Only got home yesterday so haven't have a chance to work on the video. Will post that when I finally get it done!


----------



## ChitChatChet (Sep 9, 2013)

Fascinating! Thanks for allowing us a glimpse into an endurance ride


----------



## Zexious (Aug 2, 2013)

What an amazing experience!! Sultan is beautiful, and you look like you're having such a blast <3


----------



## Drifting (Oct 26, 2011)

I kept refreshing the Tevis facebook page, and the AERC facebook page watching all the people talking about it on Saturday. I am so sorry to hear about the bug bite! 
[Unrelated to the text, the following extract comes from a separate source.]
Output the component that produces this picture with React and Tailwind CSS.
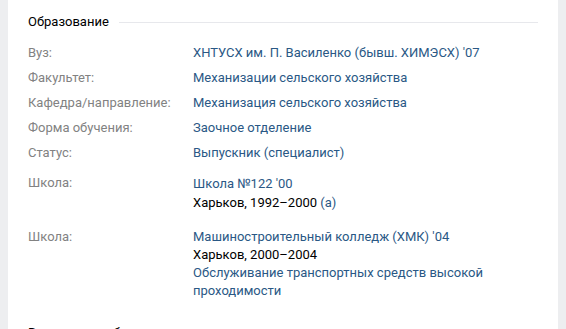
export default function App() {
  const rows = [
    ['Вуз:', 'ХНТУСХ им. П. Василенко (бывш. ХИМЭСХ) \'07'],
    ['Факультет:', 'Механизации сельского хозяйства'],
    ['Кафедра/направление:', 'Механизация сельского хозяйства'],
    ['Форма обучения:', 'Заочное отделение'],
    ['Статус:', 'Выпускник (специалист)'],
  ]

  return (
    <div
      className="flex h-[329px] w-[566px] overflow-hidden bg-[#edeef0] px-2 text-[13px] leading-[18px]"
      style={{ fontFamily: 'Roboto, "Open Sans", sans-serif' }}
    >
      <div className="flex-1 bg-white px-5 pt-[13px]">
        {/* Section header */}
        <div className="flex items-center">
          <span className="text-[#000] pr-[10px]">Образование</span>
          <div className="mt-[1px] h-px flex-1 bg-[#e7e8ec]" />
        </div>

        <div className="mt-[13px]">
          {rows.map(([label, value]) => (
            <div key={label} className="flex h-[25px]">
              <div className="w-[165px] shrink-0 text-[#828282]">{label}</div>
              <div className="text-[#2a5885]">{value}</div>
            </div>
          ))}
        </div>

        {/* Schools */}
        <div className="mt-[5px] flex">
          <div className="w-[165px] shrink-0 text-[#828282]">Школа:</div>
          <div className="leading-[19px]">
            <div className="text-[#2a5885]">Школа №122 '00</div>
            <div className="text-black">
              Харьков, 1992–2000 <span className="text-[#2a5885]">(а)</span>
            </div>
          </div>
        </div>

        <div className="mt-[16px] flex">
          <div className="w-[165px] shrink-0 text-[#828282]">Школа:</div>
          <div>
            <div className="text-[#2a5885]">Машиностроительный колледж (ХМК) '04</div>
            <div className="text-black">Харьков, 2000–2004</div>
            <div className="text-[#2a5885]">
              Обслуживание транспортных средств высокой
              <br />
              проходимости
            </div>
          </div>
        </div>

        <div className="mt-[24px] flex items-center">
          <span className="text-[#000] pr-[10px]">Военная служба</span>
          <div className="mt-[1px] h-px flex-1 bg-[#e7e8ec]" />
        </div>
      </div>
    </div>
  )
}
What an experience, I would do it just for a pic on Cougar rock.


----------



## egrogan (Jun 1, 2011)

Phantom, I've been eagerly awaiting this post. I got chills seeing those pictures of Cougar Rock. The first time I ever heard about endurance riding, it was when I saw a Tevis documentary several years ago- and I just couldn't believe horses and riders could _do _that. And now to get this kind of insight from someone who's been through it, well, it's just really incredible. Thank you for taking the time to share with the rest of us.

Sorry to hear that Sultan's discomfort was because of such a frustrating injury- but glad that he's totally fine for the long term.


----------



## ChitChatChet (Sep 9, 2013)

egrogan said:


> Phantom, I've been eagerly awaiting this post. I got chills seeing those pictures of Cougar Rock. The first time I ever heard about endurance riding, it was when I saw a Tevis documentary several years ago- and I just couldn't believe horses and riders could _do _that. And now to get this kind of insight from someone who's been through it, well, it's just really incredible. Thank you for taking the time to share with the rest of us.
> 
> Sorry to hear that Sultan's discomfort was because of such a frustrating injury- but glad that he's totally fine for the long term.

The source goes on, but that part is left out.